Mordaça do Futuro
Afonso Loureiro
A História das cidades não está nos monumentos erigidos pelos vários regimes nem nas torres de vidro das empresas ou nos negócios que mudam de nome todas as semanas. Está nas paredes das casas que absorveram um pouco das pessoas que lá viveram. Está nas lojas que, muito depois de terem desaparecido, ainda dão nomes às ruas. Está nos largos e praças que surgiram naturalmente, sem projecto definido.
Pedaço de História
Luanda não é diferente das demais cidades do mundo. A sua História vive escondida nas grossas paredes de alvenaria de pedra que agora se derrubam, dando lugar a uma qualquer construção desproporcionada e desenquadrada. Num pequeno passeio conseguimos ter uns relances de épocas distintas, quer seja no desenho de uma janela, no que resta de um letreiro ou num degrau muito gasto.
Memória da cidade
Ao fim de algum tempo, começamos a desconfiar que poderemos ser as últimas testemunhas destas marcas da História de Luanda, que vão desaparecendo a um ritmo surpreendente, atropeladas por máquinas de rastos e afogadas em betão. Desconfiamos também que somos os únicos a preocupar-se com isso. Se a maioria dos angolanos nem pensa duas vezes no que acontece à sua Memória colectiva, porque haverá de ser um estrangeiro, sem nenhuma ligação especial a esta terra, a sentir-se angustiado?
Marca do passado
Algumas semanas sem passar em determinada rua e quase acreditamos que nos enganámos. Temos de escolher novos pontos de referência, que os antigos são agora lotes vazios.
Aqui nascerá uma torre
Não se trata de saudosismo do tempo colonial, até porque nasci depois da independência angolana e França absorveu quase todos os emigrantes da família. Trata-se mais de incredulidade ao ver séculos da História de um país serem arrasados porque alguém viu lucro fácil. Ver o que acontece ao centro de Luanda faz-me compreender o que aconteceu a Queluz, onde cresci.

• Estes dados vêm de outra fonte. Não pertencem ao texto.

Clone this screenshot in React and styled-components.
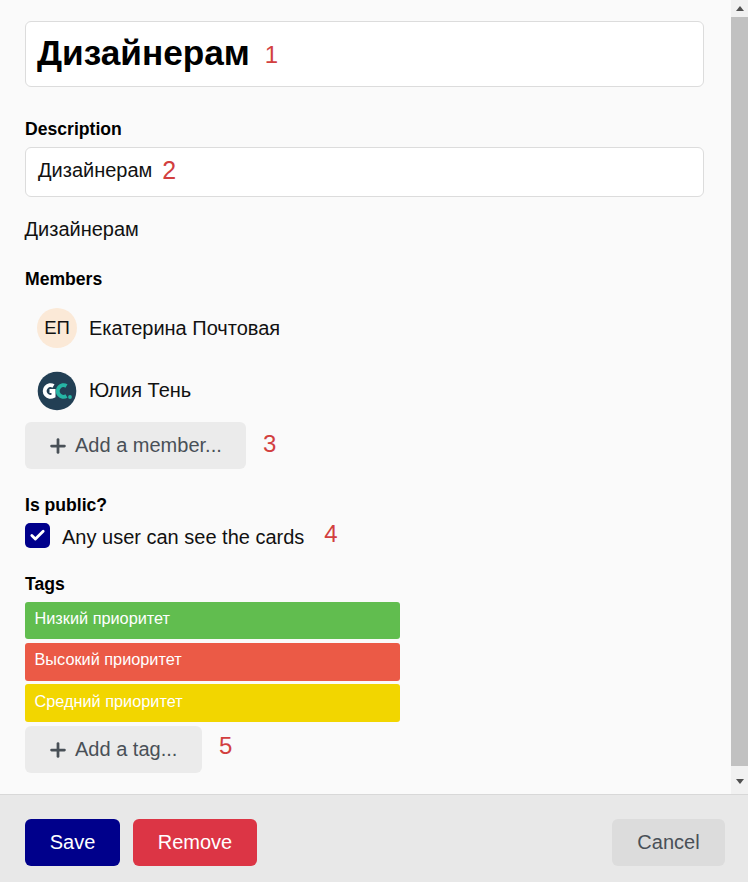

Queluz era uma pacata povoação, com algumas centenas de villas espalhadas de forma harmoniosa em frente ao Palácio. A dada altura, entendeu-se que se devia fazer de Queluz uma terra moderna, com edifícios altos. O lucro fácil fez arrasar as pequenas vivendas e construir caixotes todos iguais até ao limite do terreno. Parou-se quando Queluz desapareceu. Tornou-se uma terra feia, com ruas demasiado estreitas e desagradáveis. Hoje em dia resta meia-dúzia de casas da Queluz antiga, quase todas em ruína. O resto da cidade é incaracterístico, sem Memória, sem identidade. Luanda segue-lhe as pisadas.
Quase julgamos que progresso é sinónimo de esquecimento. Resignamo-mos ao ver paredes cheias de segredos desfazer-se em pó. Procuramos não pensar nas histórias que contariam, se falassem. Parece que o Futuro procura amordaçar, a todo o custo e à força de escavadora e martelo pneumático, as histórias do Passado. Vergonha, talvez?
Meu caro amigo
Subscrevo tudo o que diz. E não é só por Luanda, que conheci como uma cidade cosmopolita que nunca vi como cidade colonial.
Tenho a certeza que é exactamente por aquilo que refere sobre o exemplo de Queluz, que lamento o que parece estar a acontecer com Luanda.
Apenas recordo que a beleza de muitas cidades da Europa central, está exactamente na preservação do seu núcleo histórico. Houve o cuidado de levar a novel floresta de cimento para as periferias.
Veja-se, por oposição, o exemplo da cidade de Praga ou da pequena Bruges.
Um encanto.
Mas, se calhar, eu é que sou romântico.
Pois é amigo Afonso
Povo que apaga a sua memória, é povo que se suicida.
Só espero é que mais tarde não venham acusar os tugas de terem contribuido para esse suicidio, o tempo o dirá.
Abraço
Quando fala de Queluz, lembra-me a minha cidade natal, o Porto. O Porto é uma cidade recheada de contrastes. Ora temos a parte historica constituida por ruas estreitas em que o sol raramente entra, e muitas vezes com um cheiro suspeito, casas com azulejos que remontam a outros tempos, e alguns edificos com a fachada antiga. E depois, temos a parte nova, um monte de construções de vidro e de betão, avenidas que outrora eram bonitas e com espaços verdes, agora são avenidas cinzentas e estreitas que destooam sob a beleza rara do Porto.
Zenith! A minha primeira casa em Luanda era na rua desse prédio.
Tudo muda.
A cidade que conheci está a desaparecer a um ritmo impressionante.